Quantised helicity in optical media

Abstract: Optical helicity quantifies the handedness of light, and plays a central role in the description of interactions between light and chiral matter. In free space, it is related to the duality symmetry of the electromagnetic field, a continuous symmetry encapsulating the invariance of Maxwell's equations under the interchange of electric and magnetic fields. However, in materials the situation is not so straightforward, as the free space transformation must be extended to encompass mixing of both the $\mathbf{E}$/$\mathbf{H}$ and $\mathbf{D}$/$\mathbf{B}$ field pairs. The simultaneous direct interchange of $\mathbf{E}$/$\mathbf{H}$ and of $\mathbf{D}$/$\mathbf{B}$ is incompatible with the presence of linear constitutive relations.
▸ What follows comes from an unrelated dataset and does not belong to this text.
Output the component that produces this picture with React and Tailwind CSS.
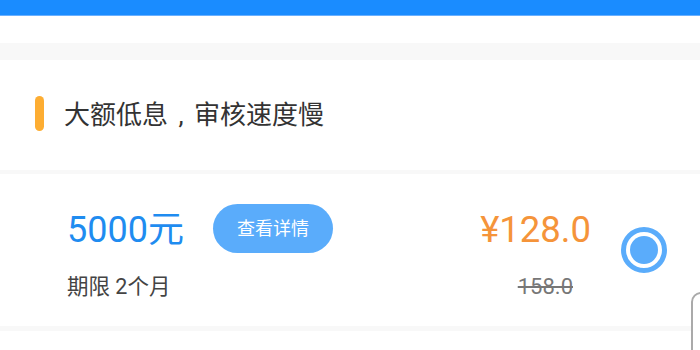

In this work, we extend the duality transform in a way that resolves this incompatibility, and use this to define the optical helicity in a general medium, which may be dispersive, lossy, chiral or nonreciprocal. We find that the helicity density must contain an explicit contribution associated with the polarisation and magnetisation of the matter, and we show that the form of this matter contribution is independent of the details of the medium. We also show that the in-medium helicity can be naturally expressed in terms of the elementary quantised excitations of the system.